In the midst of all these charming surprises, we found it hard to begin at once upon the study of the language, although the prospect of a six-months' stay made it desirable. We were pleased to experience the odd, stupid sensation of having people talk loud to us as being foreigners, and of seeing even the little children so much more at their ease than we were. And every step beyond this was a new enjoyment. We found the requisites for learning a language on its own soil to be a firm will, a quick ear, flexible lips, and a great deal of cool audacity. Plunge boldly in, expecting to make countless blunders; find out the shops where they speak English, and don't go there; make your first bargains at twenty-five per cent. disadvantage, and charge it as a lesson in the language; expect to be laughed at, and laugh yourself, because you win. The daily labor is its own reward. If it is a pleasure to look through a telescope in an observatory, gradually increasing its powers until a dim nebula is resolved into a whole galaxy of separate stars, how much more when the nebula is one of language around you, and the telescope is your own more educated ear!
We discovered further, what no one had ever told us, that the ability to speak French, however poorly, is rather a drawback in learning any less universal language, because the best company in any nation will usually have some knowledge of French, and this tempts one to remain on neutral ground and be lazy. But the best company in Fayal was so much less interesting than the peasantry, that some of us persevered in studying the vernacular. To be sure, one finds English spoken by more of the peasants than of the small aristocracy of the island, so many of the former have spent some years in American whale-ships, and come back to settle down with their savings in their native village. In visiting the smaller hamlets on the island, I usually found that the owners of the two or three most decent houses had learned to speak English in this way. But I was amused at the dismay of an American sea-captain who on a shooting excursion ventured on some free criticisms on the agriculture of a farm, and was soon answered in excellent English by the proprietor.

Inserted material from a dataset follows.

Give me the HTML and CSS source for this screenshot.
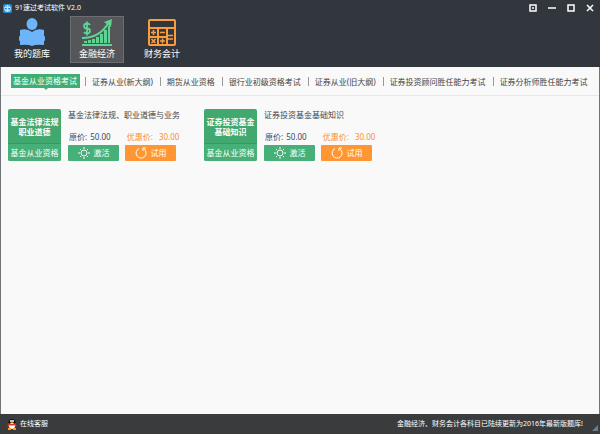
FILE: index.html
```html
<!DOCTYPE html>
<html lang="zh-CN">
<head>
  <meta charset="UTF-8">
  <title>91速过考试软件 V2.0</title>
  <link rel="stylesheet" href="styles.css">
</head>
<body>
  <header class="header">
    <div class="titlebar">
      <svg class="logo" viewBox="0 0 18 18">
        <rect width="18" height="18" rx="3" fill="#2387c8"/>
        <g fill="none" stroke="#d9f1ff" stroke-width="1.5">
          <path d="M9 2v14M3 7h12M3 12h12M5 4l8 11M13 4L5 15"/>
          <circle cx="9" cy="9" r="6"/>
        </g>
      </svg>
      <h1 class="app-name">91速过考试软件 V2.0</h1>
      <div class="window-buttons">
        <button type="button" aria-label="菜单"><svg viewBox="0 0 8 8"><path d="M1 1h6v6H1zM3 4h2"/></svg></button>
        <button type="button" aria-label="最小化"><svg viewBox="0 0 8 8"><path d="M0 4h8"/></svg></button>
        <button type="button" aria-label="最大化"><svg viewBox="0 0 8 8"><path d="M1 1h6v6H1z"/></svg></button>
        <button type="button" aria-label="关闭"><svg viewBox="0 0 8 8"><path d="M1 1l6 6M7 1L1 7"/></svg></button>
      </div>
    </div>

    <nav class="main-nav">
      <a class="nav-item" href="#">
        <svg viewBox="0 0 30 30">
          <g fill="#6cb5fb">
            <ellipse cx="15" cy="6" rx="5.500" ry="6"/>
            <path d="M3 12q7-2 12 2 5-4 12-2v6q1 0 1 1v3q0 1-1 1v4q-8-1-12 1-4-2-12-1v-4q-1 0-1-1v-3q0-1 1-1z"/>
          </g>
        </svg>
        <span>我的题库</span>
      </a>
      <a class="nav-item active" href="#">
        <svg viewBox="0 0 30 30">
          <g fill="#5fd393">
            <path d="M0 26h30v2H0zM2 23h3v2H2zM6 22h3v3H6zM10 21h3v4h-3zM14 19h3v6h-3zM18 16h3v9h-3zM22 12h3v13h-3zM26 8h2v17h-2z"/>
            <path d="M22 4l8-3-1 8z"/>
          </g>
          <path d="M0 20C11 20 21 15 27 4" fill="none" stroke="#5fd393" stroke-width="2"/>
          <path d="M8 7Q7 5.500 5 5.500 2 5.500 2 8t3 2.500T8 13t-3 2.500Q3 15.500 2 14M5 3.500v14" fill="none" stroke="#5fd393" stroke-width="1.800"/>
        </svg>
        <span>金融经济</span>
      </a>
      <a class="nav-item" href="#">
        <svg viewBox="0 0 30 30">
          <rect x="1" y="1" width="28" height="27" rx="2" fill="#fb9d3c"/>
          <path d="M3 3h24v6H3zM3 11h7v7H3zM12 11h7v7h-7zM3 20h7v6H3zM12 20h7v6h-7zM21 11h6v15h-6z" fill="#31373d"/>
          <path d="M4 14.500h5M6.500 12v5M13 14.500h5M4.500 21l4 4M8.500 21l-4 4M13 23h5M15.500 20.500v5M21 17.500h5M21 21h5" fill="none" stroke="#fb9d3c" stroke-width="1.600"/>
        </svg>
        <span>财务会计</span>
      </a>
    </nav>
  </header>

  <main class="content">
    <nav class="tabs">
      <a class="tab active" href="#">基金从业资格考试</a>
      <a class="tab" href="#">证券从业(新大纲)</a>
      <a class="tab" href="#">期货从业资格</a>
      <a class="tab" href="#">银行业初级资格考试</a>
      <a class="tab" href="#">证券从业(旧大纲)</a>
      <a class="tab" href="#">证券投资顾问胜任能力考试</a>
      <a class="tab" href="#">证券分析师胜任能力考试</a>
    </nav>

    <section class="courses">
      <article class="course">
        <div class="cover">
          <div class="cover-title">基金法律法规<br>职业道德</div>
          <div class="cover-type">基金从业资格</div>
        </div>
        <div class="info">
          <h2>基金法律法规、职业道德与业务</h2>
          <div class="prices">
            <span class="price">原价: <b>50.00</b></span>
            <span class="price sale">优惠价: <b>30.00</b></span>
          </div>
          <div class="actions">
            <button class="btn" type="button">
              <svg viewBox="0 0 12 12"><circle cx="6" cy="6" r="3"/><path d="M6 0v2M6 10v2M0 6h2M10 6h2M2 2l1 1M9 9l1 1M10 2L9 3M3 9l-1 1"/></svg>
              激活
            </button>
            <button class="btn btn-try" type="button">
              <svg viewBox="0 0 12 12"><path d="M4 1.500A5 5 0 1 0 9 2M8 4V1h3"/></svg>
              试用
            </button>
          </div>
        </div>
      </article>

      <article class="course">
        <div class="cover">
          <div class="cover-title">证券投资基金<br>基础知识</div>
          <div class="cover-type">基金从业资格</div>
        </div>
        <div class="info">
          <h2>证券投资基金基础知识</h2>
          <div class="prices">
            <span class="price">原价: <b>50.00</b></span>
            <span class="price sale">优惠价: <b>30.00</b></span>
          </div>
          <div class="actions">
            <button class="btn" type="button">
              <svg viewBox="0 0 12 12"><circle cx="6" cy="6" r="3"/><path d="M6 0v2M6 10v2M0 6h2M10 6h2M2 2l1 1M9 9l1 1M10 2L9 3M3 9l-1 1"/></svg>
              激活
            </button>
            <button class="btn btn-try" type="button">
              <svg viewBox="0 0 12 12"><path d="M4 1.500A5 5 0 1 0 9 2M8 4V1h3"/></svg>
              试用
            </button>
          </div>
        </div>
      </article>
    </section>
  </main>

  <footer class="footer">
    <a class="service" href="#">
      <svg viewBox="0 0 10 12">
        <ellipse cx="5" cy="6" rx="4" ry="5" fill="#111"/>
        <ellipse cx="5" cy="8" rx="3" ry="3" fill="#fff"/>
        <circle cx="4" cy="3" r="1" fill="#fff"/>
        <circle cx="6" cy="3" r="1" fill="#fff"/>
        <path d="M3 4h4L5 5z" fill="#f9a11b"/>
        <path d="M1 5q4 2 8 0v2q-4 1-8 0z" fill="#e2322b"/>
        <path d="M0 8l2-2v3zM10 8L8 6v3z" fill="#e2322b"/>
        <path d="M1 10h3v2H1zM6 10h3v2H6z" fill="#f9a11b"/>
      </svg>
      在线客服
    </a>
    <p class="notice">金融经济、财务会计各科目已陆续更新为2016年最新版题库!</p>
    <svg class="grip" viewBox="0 0 6 6"><path d="M6 0v6H0z"/></svg>
  </footer>
</body>
</html>
```
FILE: styles.css
```css
* {
  box-sizing: border-box;
}

body {
  display: flex;
  flex-direction: column;
  min-height: 100vh;
  margin: 0;
  font-family: 'Noto Sans', 'Noto Sans CJK SC', sans-serif;
  font-size: 8px;
  line-height: 12px;
  color: #444;
  background: #f9f9f9;
}

h1, h2, p {
  margin: 0;
  font-size: 8px;
  font-weight: normal;
}

a {
  color: inherit;
  text-decoration: none;
}

button {
  padding: 0;
  border: none;
  font: inherit;
  cursor: pointer;
}

/* header */
.header {
  height: 67px;
  background: #31373d;
  color: #fff;
}

.titlebar {
  display: flex;
  align-items: center;
  height: 16px;
  padding: 0 6px 0 3px;
}

.logo {
  width: 9px;
  height: 9px;
  margin-right: 3px;
}

.app-name {
  font-size: 7px;
}

.window-buttons {
  display: flex;
  gap: 11px;
  margin-left: auto;
}

.window-buttons button {
  width: 8px;
  height: 8px;
  background: none;
}

.window-buttons svg {
  display: block;
  fill: none;
  stroke: #fff;
  stroke-width: 1.5;
}

.main-nav {
  display: flex;
  gap: 11px;
  padding-left: 5px;
}

.nav-item {
  display: flex;
  flex-direction: column;
  align-items: center;
  width: 54px;
  height: 47px;
  padding-top: 1px;
  border: 1px solid transparent;
  font-size: 9px;
}

.nav-item.active {
  background: #54565a;
  border-color: #6c6e71;
}

.nav-item svg {
  width: 30px;
  height: 30px;
}

/* category tabs */
.content {
  flex: 1;
  border: 1px solid #6f7478;
  border-width: 0 1px;
}

.tabs {
  display: flex;
  align-items: center;
  height: 29px;
  padding-left: 10px;
  border-bottom: 1px solid #e8e8e8;
  white-space: nowrap;
}

.tab {
  padding: 0 7px 0 6px;
  border-left: 1px solid #999;
  line-height: 9px;
}

.tab.active {
  position: relative;
  margin-right: 5px;
  padding: 0 3px 0 2px;
  border: none;
  line-height: 14px;
  background: #3fae74;
  color: #fff;
}

.tab.active::after {
  content: '';
  position: absolute;
  top: 100%;
  left: 50%;
  margin-left: -2px;
  border: 2px solid transparent;
  border-top-color: #3fae74;
}

/* course cards */
.courses {
  display: grid;
  grid-template-columns: repeat(auto-fill, 184px);
  gap: 12px;
  padding: 13px 7px;
}

.course {
  display: flex;
  gap: 7px;
}

.cover {
  display: flex;
  flex-direction: column;
  width: 53px;
  height: 52px;
  border-radius: 2px;
  background: #41a86f;
  color: #fff;
  text-align: center;
  white-space: nowrap;
  overflow: hidden;
}

.cover-title {
  flex: 1;
  padding-top: 8px;
  font-weight: bold;
  line-height: 10px;
}

.cover-type {
  border-top: 1px solid #389863;
  background: #46b078;
  line-height: 17px;
}

.info {
  display: flex;
  flex-direction: column;
  white-space: nowrap;
}

.prices {
  display: flex;
  gap: 16px;
  margin-top: auto;
  padding-left: 1px;
  line-height: 16px;
}

.price {
  color: #34496b;
}

.price b {
  margin-left: 1px;
  font-weight: normal;
}

.sale {
  color: #fb8f2c;
}

.sale b {
  margin-left: 4px;
}

.actions {
  display: flex;
  gap: 6px;
}

.btn {
  display: flex;
  align-items: center;
  justify-content: center;
  gap: 4px;
  width: 51px;
  height: 16px;
  border-radius: 1px;
  background: #46b078;
  color: #fff;
}

.btn-try {
  background: #ff9632;
}

.btn svg {
  width: 12px;
  height: 12px;
  fill: none;
  stroke: #fff;
}

/* footer */
.footer {
  display: flex;
  align-items: center;
  height: 20px;
  padding: 0 2px 0 7px;
  background: #393b3c;
  color: #fff;
}

.service {
  display: flex;
  align-items: center;
  gap: 3px;
  font-size: 7px;
}

.service svg {
  width: 10px;
  height: 12px;
}

.notice {
  margin-left: auto;
  font-size: 7px;
}

.grip {
  align-self: flex-end;
  width: 6px;
  height: 6px;
  margin: 0 0 3px 9px;
  fill: #6c7d8c;
}
```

"Look at the foolish fellow," quoth the captain, "carrying his plough to the field on his shoulder!"
"Sir," said the Portuguese, coolly, "I have no other way to take it there."
The American reserved his fire, thereafter, for bipeds with wings.
These Americanized sailors form a sort of humbler aristocracy in Fayal, and are apt to pride themselves on their superior knowledge of the world, though their sober habits have commonly saved them from the demoralization of a sailor's life. But the untravelled Fayalese peasantry are a very gentle, affectionate, childlike people, pensive rather than gay, industrious, but not ingenious, with few amusements and those the simplest, incapable of great crimes or very heroic virtues, educated by their religion up to the point of reverent obedience, but no higher.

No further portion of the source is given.